If, in a thought experiment, we imagine that all the orchids in New Guinea, with their low biomass, low number of associated herbivores, and specialized pollinators, were suddenly to disappear, the effect on most ecosystem functions would probably be rather limited, despite the loss of 21% of the island’s floral diversity. This is a cautionary tale against justifying biodiversity conservation in utilitarian terms, by ecosystem services, including carbon capture13. The most common orchid in New Guinea might be Vanilla planifolia (native to Mexico and Central America), which benefits from the human fondness for vanillin (one of the molecules that gives vanilla its flavour) that induces people to spread the plant to new locations and help to eliminate its plant competitors by clearing the forest, planting it and even hand pollinating it. Indonesia and Papua New Guinea rank among the world’s top vanilla producers.

Scientists based in Papua New Guinea have co-authored only 15% of the papers published on the country’s plants in the past 10 years, by our estimation from an online search of published papers (see; search terms ‘All databases’, ‘Plant sciences’, Topic ‘Papua New Guinea’, ‘2010–2019’). At the same time, there is arguably no other country whose citizens are more knowledgeable about, and comfortable living in, rainforests (Fig. 1). New Guinea is the land of a thousand plant taxonomies. Insight into these plants has been developed by rainforest-dwelling societies speaking 1,053 indigenous languages, and orally transferred between generations14. For example, there are at least 578 ways to say ‘banana’, a native crop of New Guinea (see One of us (K.M.) has based his botanical training on local plant knowledge, rather than university instruction, using his native Amele, a language spoken by 9,500 people over an area of 100 square kilometres.

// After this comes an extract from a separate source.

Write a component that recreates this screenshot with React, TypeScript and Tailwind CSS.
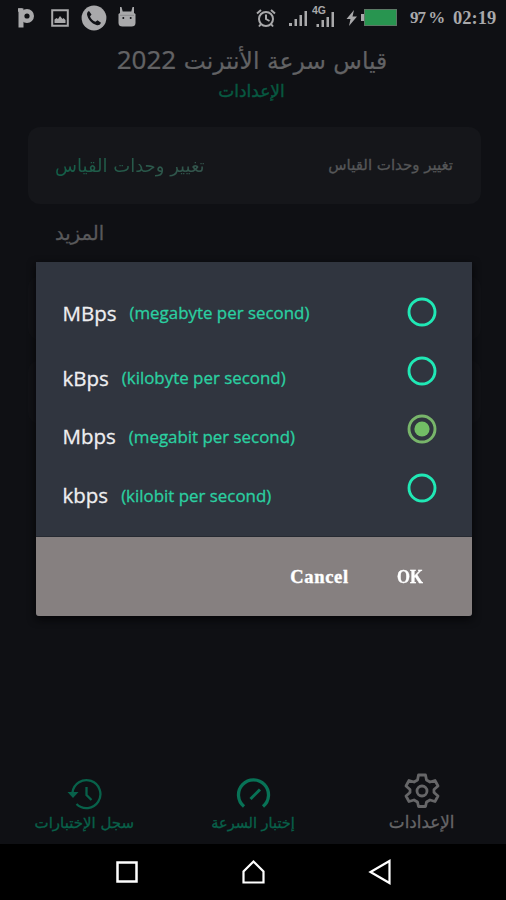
import type { ReactNode } from 'react';

const units = [
  { name: 'MBps', label: '(megabyte per second)' },
  { name: 'kBps', label: '(kilobyte per second)' },
  { name: 'Mbps', label: '(megabit per second)', checked: true },
  { name: 'kbps', label: '(kilobit per second)' },
];

function Radio({ checked }: { checked?: boolean }) {
  return (
    <svg width="30" height="30" viewBox="0 0 30 30" fill="none">
      <circle cx="15" cy="15" r="13" stroke={checked ? '#78b56a' : '#20e8b5'} strokeWidth="2.9" />
      {checked && <circle cx="15" cy="15" r="7.6" fill="#72bd65" />}
    </svg>
  );
}

function StatusBar() {
  return (
    <header className="flex h-[35px] items-center pl-[17px] pr-[9px] text-[#a9a9ab]">
      <svg width="18" height="22" viewBox="0 0 18 22" fill="none" stroke="currentColor">
        <path d="M1 3h4.500" strokeWidth="3.500" />
        <path d="M4 1.500v19" strokeWidth="5" />
        <circle cx="10" cy="9" r="4.800" strokeWidth="4.400" />
      </svg>
      <svg className="ml-4" width="18" height="18" viewBox="0 0 18 18" fill="none" stroke="currentColor">
        <path d="M1.200 1.200h15.600v15.600H1.200z" strokeWidth="2" />
        <path d="M3.500 14v-3.500l2-1.500 1.500 1 2-3 2.500 3 1-1 2 2v3z" fill="currentColor" stroke="none" />
      </svg>
      <svg className="ml-3" width="26" height="26" viewBox="0 0 26 26">
        <circle cx="13" cy="13" r="12.400" fill="currentColor" />
        <path d="M8 6l2.500 3.500L9 11.500c1 2.500 3 4.400 5.500 5.300l2-1.600 3.500 2.500c-.8 2.200-2.600 2.800-4.600 2.300C10.500 18.500 7 14.500 6 9.500c0-2 .8-3 2-3.500z" fill="#111216" />
      </svg>
      <svg className="mb-0.5 ml-[10px]" width="20" height="22" viewBox="0 0 20 22" fill="currentColor">
        <path d="M3 1h1.500l1.200 4.500h8.600L15.500 1H17v6l1.500 1v9c0 2.500-1.500 3.500-4 3.500h-9C3 20.500 1.500 19.500 1.500 17V8L3 7z" />
        <circle cx="6.300" cy="12" r="1" fill="#111216" />
        <circle cx="13.700" cy="12" r="1" fill="#111216" />
        <path d="M3 9.300h14" stroke="#77777a" strokeWidth=".6" />
      </svg>
      <svg className="ml-auto" width="20" height="20" viewBox="0 0 20 20" fill="none" stroke="currentColor" strokeWidth="2">
        <circle cx="10" cy="11" r="7" />
        <path d="M10 6.500V11l3.500 2M1 5.500L5 2M19 5.500L15 2M5 16l-2 2.500M15 16l2 2.500" />
      </svg>
      <svg className="ml-[13px]" width="19" height="18" viewBox="0 0 19 18" fill="currentColor">
        <path d="M0 14h3v3H0zM5.500 10h2.500v7H5.500zM10.500 6H13v11h-2.500zM15.500 2H18v15h-2.500z" />
      </svg>
      <div className="relative ml-[6px] pt-1">
        <svg width="22" height="18" viewBox="0 0 22 18" fill="currentColor">
          <path d="M2.500 13H5v3H2.500zM7.500 9H10v7H7.500zM12.500 6H15v10h-2.500zM17.500 1H20v15h-2.500z" />
        </svg>
        <span className="absolute -top-[2px] -left-[2px] font-['Liberation_Sans'] text-[10.500px] leading-[10px] font-bold">4G</span>
      </div>
      <svg className="ml-[10px]" width="12" height="16" viewBox="0 0 12 16" fill="currentColor">
        <path d="M8 0L.5 9h4L3 16l8-9.500H6.500z" />
      </svg>
      <span className="ml-[3px] h-[7px] w-[3px] bg-current" />
      <span className="h-[17px] w-[33px] border border-[#5c7966] bg-[#289550]" />
      <span className="ml-[13px] w-[34px] font-['Liberation_Serif'] text-[17px] leading-5 font-bold tracking-[-1px] whitespace-nowrap">97 %</span>
      <span className="ml-[9px] w-[44px] font-['Liberation_Serif'] text-[18.500px] leading-5 font-bold whitespace-nowrap">02:19</span>
    </header>
  );
}

function Tab({ label, icon, className }: { label: string; icon: ReactNode; className: string }) {
  return (
    <div className={`flex flex-1 flex-col items-center whitespace-nowrap ${className}`}>
      {icon}
      <span className="mt-px leading-6 [-webkit-text-stroke:0.3px]">{label}</span>
    </div>
  );
}

function TabBar() {
  return (
    <nav dir="ltr" className="flex h-[74px] text-[#08614a]">
      <Tab
        className="pt-2 text-[15px]"
        label="سجل الإختبارات"
        icon={
          <svg width="36" height="32" viewBox="0 0 36 32" fill="none" stroke="currentColor" strokeWidth="2.300">
            <path d="M6.500 14.500a14 14 0 1 1 4 11.500M20.500 9v8l5 5" />
            <path d="M1.500 14h11l-5.500 6z" fill="currentColor" stroke="none" />
          </svg>
        }
      />
      <Tab
        className="pt-2 text-[14.500px]"
        label="إختبار السرعة"
        icon={
          <svg width="36" height="32" viewBox="0 0 36 32" fill="none" stroke="#087256">
            <path d="M9 28.500a15 15 0 1 1 19 0" strokeWidth="3.300" />
            <path d="M15.500 21L25 11.500" strokeWidth="3" />
          </svg>
        }
      />
      <Tab
        className="pt-[3px] text-[16.800px] text-[#666668]"
        label="الإعدادات"
        icon={
          <svg width="36" height="36" viewBox="0 0 36 36" fill="none" stroke="currentColor" strokeWidth="2.800" strokeLinejoin="round">
            <path d="M14.500 2h7l1 5 3.500 2 5-1.500 3 5.500-4 3.500v3l4 3.500-3 5.500-5-1.500-3.500 2-1 4.500h-7l-1-4.500-3.500-2-5 1.500-3-5.500 4-3.500v-3l-4-3.500 3-5.500L10 9l3.500-2z" />
            <circle cx="18" cy="18" r="5" />
          </svg>
        }
      />
    </nav>
  );
}

function UnitDialog() {
  return (
    <section dir="ltr" className="absolute top-[262px] left-9 flex h-[354px] w-[436px] flex-col overflow-hidden rounded-b-[3px] bg-[#30353f] shadow-[0_3px_8px_#050507]">
      <div className="flex h-[275px] justify-between border-b border-[#262a32] pr-[35px] pl-[26.500px] font-['Open_Sans']">
        <div className="flex flex-col pt-[35px]">
          {units.map((unit) => (
            <div key={unit.name} className="mb-[26.600px] flex h-8 shrink-0 items-center gap-[13px] whitespace-nowrap first:mb-[33px]">
              <span className="text-[20.500px] text-[#eeeef0] [-webkit-text-stroke:0.3px]">{unit.name}</span>
              <span className="text-[16.900px] text-[#2bd0a1] [-webkit-text-stroke:0.3px]">{unit.label}</span>
            </div>
          ))}
        </div>
        <div className="flex flex-col gap-[28.500px] pt-[35px]">
          {units.map((unit) => (
            <Radio key={unit.name} checked={unit.checked} />
          ))}
        </div>
      </div>
      <div className="flex flex-1 items-center justify-end bg-[#868080] pt-0.5 pr-[49px] font-['Liberation_Serif'] text-[18.500px] font-bold text-white">
        <button className="w-[59px] tracking-[0.700px] [-webkit-text-stroke:0.4px]">Cancel</button>
        <button className="ml-[48px] w-[26px] origin-left scale-x-90 text-left [-webkit-text-stroke:0.4px]">OK</button>
      </div>
    </section>
  );
}

export default function App() {
  return (
    <main dir="rtl" className="relative flex h-[900px] w-[506px] flex-col overflow-hidden bg-[#0f1014] font-['DejaVu_Sans',sans-serif]">
      <div dir="ltr">
        <StatusBar />
      </div>
      <div className="flex h-[92px] flex-col items-center whitespace-nowrap">
        <h1 className="mt-1 mr-[2px] h-10 text-[23.400px] leading-10 text-[#626264] [-webkit-text-stroke:0.2px]">
          قياس سرعة الأنترنت <span className="font-['Noto_Sans'] text-[26px]">2022</span>
        </h1>
        <h2 className="mr-[3px] text-[17px] leading-6 text-[#075941] [-webkit-text-stroke:0.4px]">الإعدادات</h2>
      </div>
      <div className="mx-[25px] flex h-[77px] w-[453px] items-center justify-between rounded-xl bg-[#15161a] pr-7 pl-[27px] whitespace-nowrap">
        <span className="text-[15px] text-[#555658] [-webkit-text-stroke:0.3px]">تغيير وحدات القياس</span>
        <span className="bg-gradient-to-l from-[#34544c] to-[#115f48] bg-clip-text text-[18px] text-transparent">تغيير وحدات القياس</span>
      </div>
      <p className="mt-3 pl-[55px] text-left text-[19.500px] leading-9 text-[#59595b] [-webkit-text-stroke:0.3px]">المزيد</p>
      <div className="mt-6 mr-[25px] h-[64px] w-[453px] rounded-xl bg-[#111216]" />
      <div className="mt-5 mr-[25px] h-[64px] w-[453px] rounded-xl bg-[#111216]" />
      <div className="mt-auto">
        <TabBar />
      </div>
      <footer dir="ltr" className="flex h-14 shrink-0 items-center justify-between bg-black pr-[112px] pl-[113px]">
        <svg width="28" height="28" viewBox="0 0 28 28" fill="none" stroke="white" strokeWidth="2.500">
          <path d="M4.500 4.500h19v19h-19z" />
        </svg>
        <svg width="28" height="28" viewBox="0 0 28 28" fill="none" stroke="white" strokeWidth="2.200">
          <path d="M3.500 24.500V13.500L13.500 3.500l10 10v11z" />
        </svg>
        <svg width="28" height="28" viewBox="0 0 28 28" fill="none" stroke="white" strokeWidth="2.200">
          <path d="M23.500 3v22L4.500 14z" />
        </svg>
      </footer>
      <UnitDialog />
    </main>
  );
}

Figure 1 Paraecologists Christopher Saldon, Bryan Kuam and Luda Mansa (L to R) shooting lines to the treetops.

Figure 1 | Sampling botanical specimens from rainforest canopies in Papua New Guinea. Local paraecologists (research assistants with specialized knowledge of local ecosystems and taxonomy but lacking formal academic training17) shoot lines to the treetops for sample collection for the Wanang Conservation Area, a conservation project being conducted on land owned by the community.Credit: Maurice Leponce/Royal Belgian Institute of Natural Sciences

Efforts should be made to develop a critical mass of biological expertise in Papua New Guinea (and Indonesian Papua, too), to boost the region’s profile as a globally attractive option for biological research. To build on the widespread interest in the island’s biology, research reform is needed, including an expansion of postgraduate education on the island, merit-based competition for research funds and closer integration of teaching universities with research institutes.

Industrialized countries have been better at transferring manufacturing expertise to tropical countries than at boosting research there. The attitude to international research also varies among tropical countries, being determined by the opposing forces of cosmopolitanism and parochialism. An index of the ease of doing biodiversity research, analogous to the World Bank’s index of the ease of doing business15, should be developed to rank the competitiveness of tropical countries vying for the limited pool of international expertise and research funds. The 2014 Nagoya Protocol for the Convention on Biological Diversity was meant to enhance international scientific collaboration by ensuring benefit sharing. Unfortunately, over-regulation has produced the opposite effect, stifling much-needed biodiversity research in the tropics16. Paradoxically, this might open up an opportunity for Papua New Guinea. Unlike Indonesia, Papua New Guinea is not a signatory to the Nagoya Protocol, and this might aid its efforts to become one of the most biodiversity-research-friendly countries in the tropics.

The authors’ plant list for New Guinea is an excellent start on a long journey towards obtaining a full inventory of New Guinean biodiversity — a necessary tool for ensuring plant conservation and sustainable use. It is crucial that New Guineans themselves, as the custodians of this biodiversity, should forge the path towards achieving this goal.